A Footnote & Big Fast Asterisk about GMRS on HAM radios

This is a critical piece of topic I need to cover both legally, and because some of the more cantankerous hams get in a tizzy about this topic.

Be aware that dual-band ham radios like the UV-22, UV-5R mini and other Mars modifiable radios do not have Part 95 type acceptance for GMRS. AKA they aren't legal to operate on GMRS frequencies.  They are designed and certified as amateur radios, even though many of them can technically transmit on GMRS frequencies.

Because of this, you cannot legally transmit on GMRS with this device, regardless of whether you hold a GMRS license. How Baofeng continues to sell radios that ship unlocked for these frequencies while most other manufacturers lock them down is… unclear, but that’s the current reality.

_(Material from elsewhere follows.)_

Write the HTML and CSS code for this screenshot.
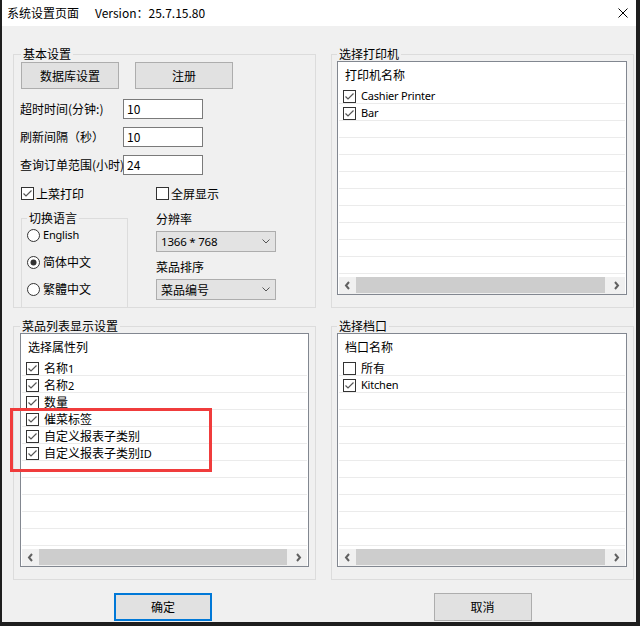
FILE: index.html
```html
<!DOCTYPE html>
<html lang="zh-CN">
<head>
<meta charset="utf-8">
<title>系统设置页面</title>
<link rel="stylesheet" href="styles.css">
</head>
<body>
<div class="window">
  <div class="titlebar">
    <span class="title">系统设置页面</span>
    <span class="version">Version：25.7.15.80</span>
    <svg class="close" width="10" height="10" viewBox="0 0 10 10"><path d="M0.5 0.5L9.5 9.5M9.5 0.5L0.5 9.5" stroke="#000" stroke-width="1"/></svg>
  </div>

  <div class="content">
    <div class="groups">
      <!-- 基本设置 -->
      <section class="group basic">
        <div class="group-title">基本设置</div>
        <div class="btn-row">
          <div class="btn">数据库设置</div>
          <div class="btn">注册</div>
        </div>
        <div class="field-row first"><span class="field-label">超时时间(分钟:)</span><span class="input">10</span></div>
        <div class="field-row"><span class="field-label">刷新间隔（秒）</span><span class="input">10</span></div>
        <div class="field-row"><span class="field-label">查询订单范围(小时)</span><span class="input">24</span></div>
        <div class="lower">
          <div class="check">
            <svg class="cb" width="13" height="13" viewBox="0 0 13 13"><rect x="0.5" y="0.5" width="12" height="12" fill="#fff" stroke="#333"/><path d="M2.5 6.5L5 9L10.5 3.5" fill="none" stroke="#555" stroke-width="1.2"/></svg>
            <span>上菜打印</span>
          </div>
          <div class="check">
            <svg class="cb" width="13" height="13" viewBox="0 0 13 13"><rect x="0.5" y="0.5" width="12" height="12" fill="#fff" stroke="#333"/></svg>
            <span>全屏显示</span>
          </div>
          <div class="subgroup">
            <div class="group-title">切换语言</div>
            <div class="radio">
              <svg width="13" height="13" viewBox="0 0 13 13"><circle cx="6.5" cy="6.5" r="6" fill="#fff" stroke="#333"/></svg>
              <span class="latin">English</span>
            </div>
            <div class="radio">
              <svg width="13" height="13" viewBox="0 0 13 13"><circle cx="6.5" cy="6.5" r="6" fill="#fff" stroke="#333"/><circle cx="6.5" cy="6.5" r="3" fill="#333"/></svg>
              <span>简体中文</span>
            </div>
            <div class="radio">
              <svg width="13" height="13" viewBox="0 0 13 13"><circle cx="6.5" cy="6.5" r="6" fill="#fff" stroke="#333"/></svg>
              <span>繁體中文</span>
            </div>
          </div>
          <div class="selects">
            <div class="sel-label">分辨率</div>
            <div class="select"><span class="latin-sel">1366 * 768</span><svg class="chev" width="8" height="5" viewBox="0 0 8 5"><path d="M0.5 0.5L4 4L7.5 0.5" fill="none" stroke="#555"/></svg></div>
            <div class="sel-label">菜品排序</div>
            <div class="select"><span>菜品编号</span><svg class="chev" width="8" height="5" viewBox="0 0 8 5"><path d="M0.5 0.5L4 4L7.5 0.5" fill="none" stroke="#555"/></svg></div>
          </div>
        </div>
      </section>

      <!-- 选择打印机 -->
      <section class="group list-group narrow">
        <div class="group-title">选择打印机</div>
        <div class="listbox">
          <div class="list-head">打印机名称</div>
          <div class="list-rows">
            <div class="list-row"><svg class="cb" width="13" height="13" viewBox="0 0 13 13"><rect x="0.5" y="0.5" width="12" height="12" fill="#fff" stroke="#333"/><path d="M2.5 6.5L5 9L10.5 3.5" fill="none" stroke="#555" stroke-width="1.2"/></svg><span class="latin">Cashier Printer</span></div>
            <div class="list-row"><svg class="cb" width="13" height="13" viewBox="0 0 13 13"><rect x="0.5" y="0.5" width="12" height="12" fill="#fff" stroke="#333"/><path d="M2.5 6.5L5 9L10.5 3.5" fill="none" stroke="#555" stroke-width="1.2"/></svg><span class="latin">Bar</span></div>
            <div class="list-row"></div><div class="list-row"></div><div class="list-row"></div><div class="list-row"></div><div class="list-row"></div><div class="list-row"></div><div class="list-row"></div><div class="list-row"></div><div class="list-row"></div><div class="list-row"></div>
          </div>
          <div class="hscroll">
            <span class="arrow"><svg width="7" height="9" viewBox="0 0 7 9"><path d="M5 1L2 4.5L5 8" fill="none" stroke="#606060" stroke-width="2"/></svg></span>
            <span class="thumb"></span>
            <span class="arrow"><svg width="7" height="9" viewBox="0 0 7 9"><path d="M2 1L5 4.5L2 8" fill="none" stroke="#606060" stroke-width="2"/></svg></span>
          </div>
        </div>
      </section>

      <!-- 菜品列表显示设置 -->
      <section class="group list-group">
        <div class="group-title">菜品列表显示设置</div>
        <div class="listbox">
          <div class="list-head">选择属性列</div>
          <div class="list-rows">
            <div class="list-row"><svg class="cb" width="13" height="13" viewBox="0 0 13 13"><rect x="0.5" y="0.5" width="12" height="12" fill="#fff" stroke="#333"/><path d="M2.5 6.5L5 9L10.5 3.5" fill="none" stroke="#555" stroke-width="1.2"/></svg><span>名称<span class="num">1</span></span></div>
            <div class="list-row"><svg class="cb" width="13" height="13" viewBox="0 0 13 13"><rect x="0.5" y="0.5" width="12" height="12" fill="#fff" stroke="#333"/><path d="M2.5 6.5L5 9L10.5 3.5" fill="none" stroke="#555" stroke-width="1.2"/></svg><span>名称<span class="num">2</span></span></div>
            <div class="list-row"><svg class="cb" width="13" height="13" viewBox="0 0 13 13"><rect x="0.5" y="0.5" width="12" height="12" fill="#fff" stroke="#333"/><path d="M2.5 6.5L5 9L10.5 3.5" fill="none" stroke="#555" stroke-width="1.2"/></svg><span>数量</span></div>
            <div class="list-row"><svg class="cb" width="13" height="13" viewBox="0 0 13 13"><rect x="0.5" y="0.5" width="12" height="12" fill="#fff" stroke="#333"/><path d="M2.5 6.5L5 9L10.5 3.5" fill="none" stroke="#555" stroke-width="1.2"/></svg><span>催菜标签</span></div>
            <div class="list-row"><svg class="cb" width="13" height="13" viewBox="0 0 13 13"><rect x="0.5" y="0.5" width="12" height="12" fill="#fff" stroke="#333"/><path d="M2.5 6.5L5 9L10.5 3.5" fill="none" stroke="#555" stroke-width="1.2"/></svg><span>自定义报表子类别</span></div>
            <div class="list-row"><svg class="cb" width="13" height="13" viewBox="0 0 13 13"><rect x="0.5" y="0.5" width="12" height="12" fill="#fff" stroke="#333"/><path d="M2.5 6.5L5 9L10.5 3.5" fill="none" stroke="#555" stroke-width="1.2"/></svg><span>自定义报表子类别<span class="num">ID</span></span></div>
            <div class="list-row"></div><div class="list-row"></div><div class="list-row"></div><div class="list-row"></div><div class="list-row"></div><div class="list-row"></div><div class="list-row"></div>
          </div>
          <div class="hscroll">
            <span class="arrow"><svg width="7" height="9" viewBox="0 0 7 9"><path d="M5 1L2 4.5L5 8" fill="none" stroke="#606060" stroke-width="2"/></svg></span>
            <span class="thumb"></span>
            <span class="arrow"><svg width="7" height="9" viewBox="0 0 7 9"><path d="M2 1L5 4.5L2 8" fill="none" stroke="#606060" stroke-width="2"/></svg></span>
          </div>
        </div>
      </section>

      <!-- 选择档口 -->
      <section class="group list-group narrow">
        <div class="group-title">选择档口</div>
        <div class="listbox">
          <div class="list-head">档口名称</div>
          <div class="list-rows">
            <div class="list-row"><svg class="cb" width="13" height="13" viewBox="0 0 13 13"><rect x="0.5" y="0.5" width="12" height="12" fill="#fff" stroke="#333"/></svg><span>所有</span></div>
            <div class="list-row"><svg class="cb" width="13" height="13" viewBox="0 0 13 13"><rect x="0.5" y="0.5" width="12" height="12" fill="#fff" stroke="#333"/><path d="M2.5 6.5L5 9L10.5 3.5" fill="none" stroke="#555" stroke-width="1.2"/></svg><span class="latin">Kitchen</span></div>
            <div class="list-row"></div><div class="list-row"></div><div class="list-row"></div><div class="list-row"></div><div class="list-row"></div><div class="list-row"></div><div class="list-row"></div><div class="list-row"></div><div class="list-row"></div><div class="list-row"></div><div class="list-row"></div>
          </div>
          <div class="hscroll">
            <span class="arrow"><svg width="7" height="9" viewBox="0 0 7 9"><path d="M5 1L2 4.5L5 8" fill="none" stroke="#606060" stroke-width="2"/></svg></span>
            <span class="thumb"></span>
            <span class="arrow"><svg width="7" height="9" viewBox="0 0 7 9"><path d="M2 1L5 4.5L2 8" fill="none" stroke="#606060" stroke-width="2"/></svg></span>
          </div>
        </div>
      </section>
    </div>

    <div class="actions">
      <div class="btn primary">确定</div>
      <div class="btn">取消</div>
    </div>
  </div>

  <div class="highlight"></div>
</div>
</body>
</html>
```

FILE: styles.css
```css
* { box-sizing: border-box; }

html, body {
  margin: 0;
  padding: 0;
}

body {
  width: 640px;
  height: 626px;
  overflow: hidden;
  background: #1e1e1e;
  font-family: "Noto Sans CJK SC", "Noto Sans", sans-serif;
  font-size: 12px;
  color: #000;
}

.window {
  position: relative;
  margin-left: 2px;
  width: 634px;
  height: 622px;
  background: #f0f0f0;
  overflow: hidden;
}

/* title bar */
.titlebar {
  height: 26px;
  background: #fff;
  display: flex;
  align-items: center;
  padding: 0 8px 0 5px;
  line-height: 16px;
  font-size: 12px;
}
.version { margin-left: 16px; }
.close { margin-left: auto; }

/* content */
.content {
  padding: 28px 0 0 11px;
}

.groups {
  display: grid;
  grid-template-columns: 303px 303px;
  grid-template-rows: 254px 254px;
  column-gap: 15px;
  row-gap: 18px;
}

.group {
  border: 1px solid #dcdcdc;
  display: flex;
  flex-direction: column;
  min-height: 0;
  padding: 0 6px 12px 6px;
}

.group-title {
  align-self: flex-start;
  margin-top: -10px;
  padding: 0 2px;
  height: 17px;
  line-height: 17px;
  background: #f0f0f0;
  white-space: nowrap;
}

/* basic settings */
.group.basic {
  padding: 0 6px 0 7px;
}

.btn-row {
  display: flex;
  gap: 16px;
}

.btn {
  width: 98px;
  height: 27px;
  background: #e1e1e1;
  border: 1px solid #adadad;
  display: flex;
  align-items: center;
  justify-content: center;
  line-height: 16px;
}

.field-row {
  display: flex;
  align-items: center;
  height: 20px;
  margin-top: 8px;
}
.field-row.first { margin-top: 10px; }

.field-label {
  width: 102px;
  margin-left: -1px;
  margin-right: 1px;
  white-space: nowrap;
  line-height: 16px;
  position: relative;
  z-index: 1;
}

.input {
  width: 80px;
  height: 20px;
  border: 1px solid #7a7a7a;
  background: #fff;
  padding-left: 3px;
  line-height: 18px;
  font-size: 12px;
}

.lower {
  flex: 1;
  margin-top: 10px;
  display: grid;
  grid-template-columns: 107px 1fr;
  grid-template-rows: 17px 1fr;
  column-gap: 28px;
  min-height: 0;
}

.check {
  display: flex;
  align-items: center;
  gap: 2px;
  line-height: 17px;
}
.check .cb { flex: none; }

.subgroup {
  margin-top: 16px;
  border: 1px solid #dcdcdc;
  border-bottom: none;
  padding-left: 5px;
  display: flex;
  flex-direction: column;
}

.radio {
  display: flex;
  align-items: center;
  gap: 3px;
  height: 18px;
  line-height: 18px;
}
.radio + .radio { margin-top: 9px; }
.radio svg { flex: none; }

.latin {
  font-family: "Noto Sans", "Liberation Sans", sans-serif;
  font-size: 11px;
  letter-spacing: -0.2px;
}

.selects {
  display: flex;
  flex-direction: column;
}

.sel-label {
  height: 17px;
  line-height: 17px;
  margin-top: 8px;
}
.sel-label + .select { margin-top: 4px; }
.select + .sel-label { margin-top: 6px; }

.select {
  width: 120px;
  height: 21px;
  background: #e3e3e3;
  border: 1px solid #adadad;
  display: flex;
  align-items: center;
  padding: 0 5px 0 4px;
  line-height: 17px;
}
.latin-sel {
  font-family: "Noto Sans", "Liberation Sans", sans-serif;
  font-size: 11.5px;
  letter-spacing: -0.2px;
}
.chev { margin-left: auto; }

/* list groups */
.group.list-group.narrow {
  padding-left: 5px;
}

.listbox {
  flex: 1;
  margin-top: -1px;
  min-height: 0;
  border: 1px solid #828790;
  background: #fff;
  padding: 0 1px;
  display: flex;
  flex-direction: column;
}

.list-head {
  height: 25px;
  line-height: 25px;
  padding-left: 6px;
  flex: none;
}

.list-rows {
  flex: 1;
  min-height: 0;
  overflow: hidden;
}

.list-row {
  height: 17px;
  border-bottom: 1px solid #ebebeb;
  padding: 2px 0 0 4px;
  display: flex;
  align-items: center;
  gap: 5px;
  line-height: 14px;
}
.list-row .cb { flex: none; }

.num {
  font-family: "Noto Sans", "Liberation Sans", sans-serif;
  font-size: 11px;
}

.hscroll {
  flex: none;
  height: 17px;
  background: #f0f0f0;
  display: grid;
  grid-template-columns: 17px 1fr 17px;
}

.arrow {
  display: flex;
  align-items: center;
  justify-content: center;
}

.thumb {
  background: #cdcdcd;
  margin: 0 3px 1px 0;
}

/* bottom buttons */
.actions {
  display: grid;
  grid-template-columns: 303px 303px;
  column-gap: 15px;
  justify-items: center;
  margin-top: 13px;
}
.actions .btn {
  height: 28px;
}
.actions .btn.primary {
  border: 2px solid #0078d7;
  margin-right: 3px;
}

/* annotation overlay */
.highlight {
  position: absolute;
  left: 8px;
  top: 408px;
  width: 202px;
  height: 64px;
  border: 3px solid #f03c3c;
  pointer-events: none;
}
```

What is always legal is receive-only use. You can program GMRS channels with Duplex set to OFF and use the radio strictly to listen. That's works perfectly fine, and yes, your wife can still tell you it’s time to come back to the car and stop shredding — ask me how I know.

In the real world, many people do transmit on GMRS frequencies with radios like this. Most of them act far more respectfully than the standard GMRS users, users who are are unlicensed, never identify, and treat GMRS like glorified walkie-talkies. The GMRS license, by the way, is only $35 for 10 years with no test and it covers your entire family. You'd be crazy not to get it, and you'd be that much more in the right than anyone else operating on GMRS.

Now... If someone chooses to operate their non Part 95 acceptance radio on GMRS frequencies anyways anyway, the bare minimum courtesy is to make sure the radio is programmed correctly: proper power levels, narrowband where required, correct offsets and tones, and not splattering over other users. At that point you’re arguably doing more to respect the intent of GMRS than a huge percentage of “legal” users who never bothered to learn how their radios work, don't know their callsigns or never got a license to get said callsign, and/or are just being dickheads on the airwaves anyways.

My personal take: the spirit of the GMRS rules seems to be about simplicity and interference prevention, not punishing people who understand RF and operate responsibly. The restriction on front-panel programmability appears aimed at preventing accidental misconfiguration, not stopping technically competent users from behaving well on the band.

Take that for what it’s worth — know the rules, understand the risks, and decide where you personally land. I'm not your mom, this decision is your own and you are informed.